2014 GSA Annual Meeting in Vancouver, British Columbia (19–22 October 2014)

Paper No. 18-3
Presentation Time: 8:30 AM

GROUNDWATER EVOLUTION IN POST-GLACIAL ALBERTA: THE FIRST 10,000 YEARS


ABERCROMBIE, Hugh J., Matrix Solutions Inc, 200, 150 - 13th Avenue SW, Calgary, AB T2R 0V2, Canada and GRASBY, Stephen E., Geological Survey of Canada, Natural Resources Canada, 3303 33rd Street NW, Calgary, AB T2L 2A7, Canada, habercrombie@matrix-solutions.com

Continental glaciation brings fresh unweathered bedrock and glacial sediments into the near-surface geologic environment where deglaciation exposes them to renewed hydrogeologic processes. Study of post-glacial environments provides insight into controls on the geochemical evolution of groundwater systems as well as contemporary processes that may evolve where climate change initiates decay and receding of permafrost.

Shallow groundwater systems in Alberta, deglaciated ~10,000 years ago, are hosted by Upper Cretaceous to Paleocene bedrock formations of the Western Canada Sedimentary Basin (WCSB), poorly lithified post-Paleocene gravels and finer clastics deposited on the Tertiary erosion surface, and Pleistocene glacial sediments. A small area of northeastern Alberta is underlain by exposed rocks of the Precambrian Shield and overlying Devonian through Upper Cretaceous rocks of the WCSB.

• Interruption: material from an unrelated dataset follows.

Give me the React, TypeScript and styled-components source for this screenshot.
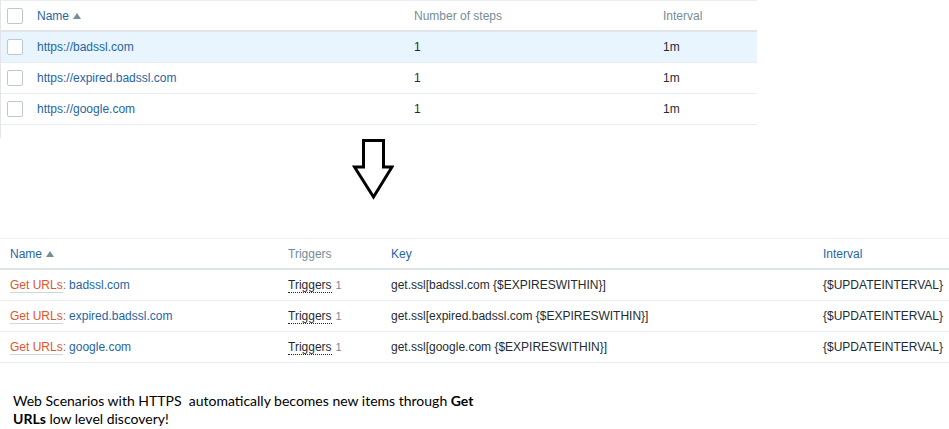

Shallow groundwater in Alberta is young, with δ2H, δ18O, and tritium values typically indicating modern to submodern recharge. However, evidence for older, cold climate recharge is also preserved in some regions, and is interpreted to indicate ‘fossil’ waters recharged by glacial melt waters more than ~10,000 years ago.

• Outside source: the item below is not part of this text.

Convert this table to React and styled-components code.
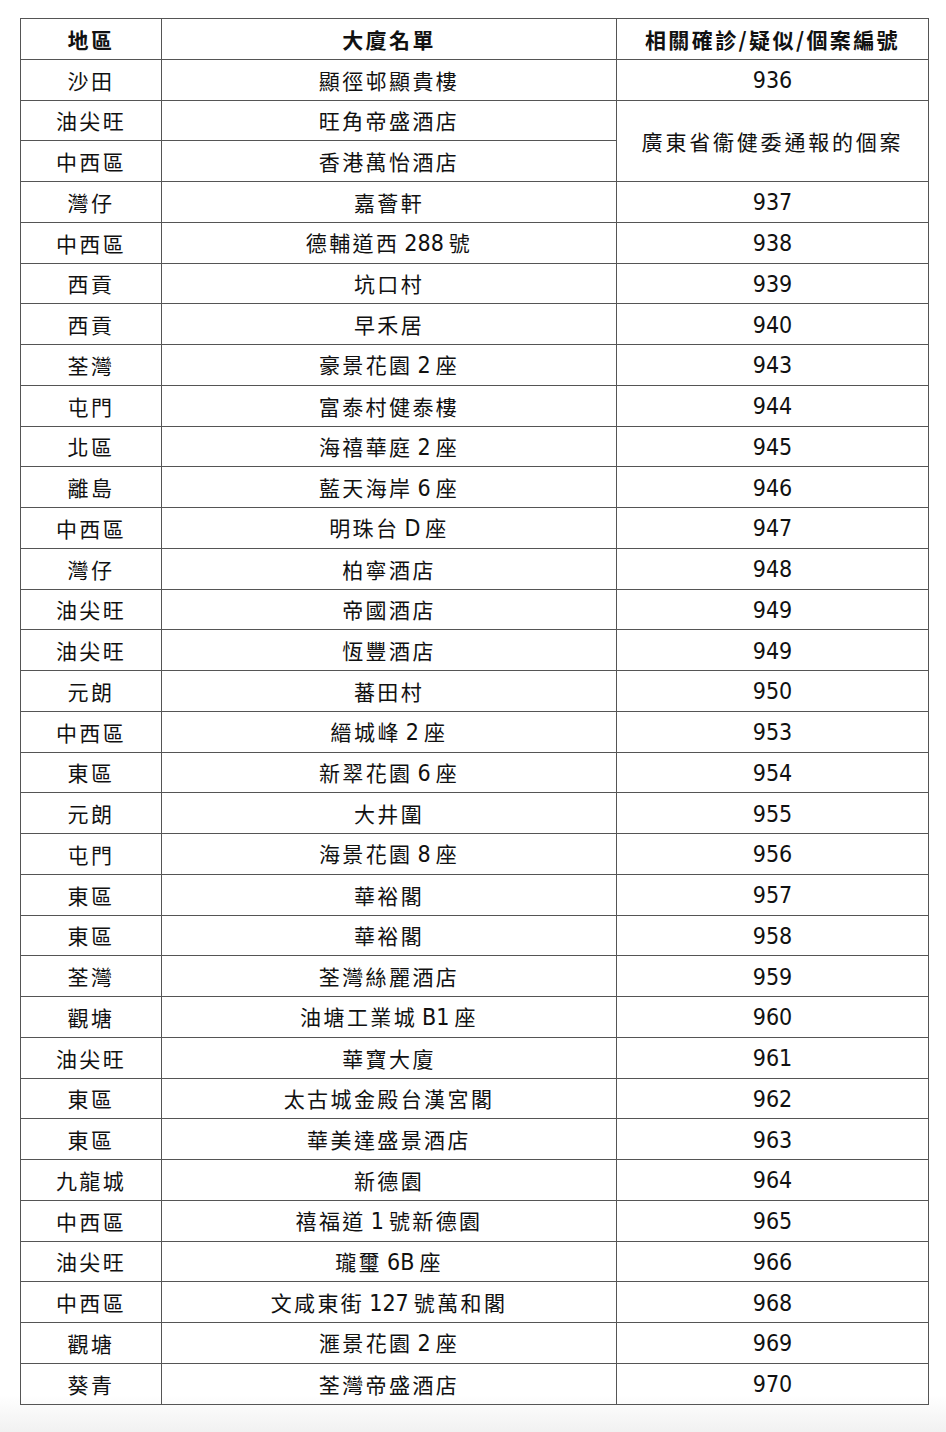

Groundwater salinities and compositions in Alberta are highly variable and reflect processes active in a young geological landscape. In the near-surface regime, groundwater can be subdivided into hydrochemical facies reflecting relatively recent atmospheric contact versus those that have evolved long since such contact. The overall evolution of salinity, as well as that of pH and major cations, indicates co-evolution of groundwater and soils and may reflect kinetic controls on silicate dissolution. Redox zonation is complex as oxidation of glacial sediments and near-surface bedrock is incomplete. Anthropogenic perturbations also lead to inadvertent release of arsenic and other compounds. We suggest that the diversity of groundwater compositions, the wide ranges in salinity, and natural and anthropogenic occurrences of arsenic and other trace metals in Alberta groundwaters reflects their evolution in an immature and evolving post-glacial landscape.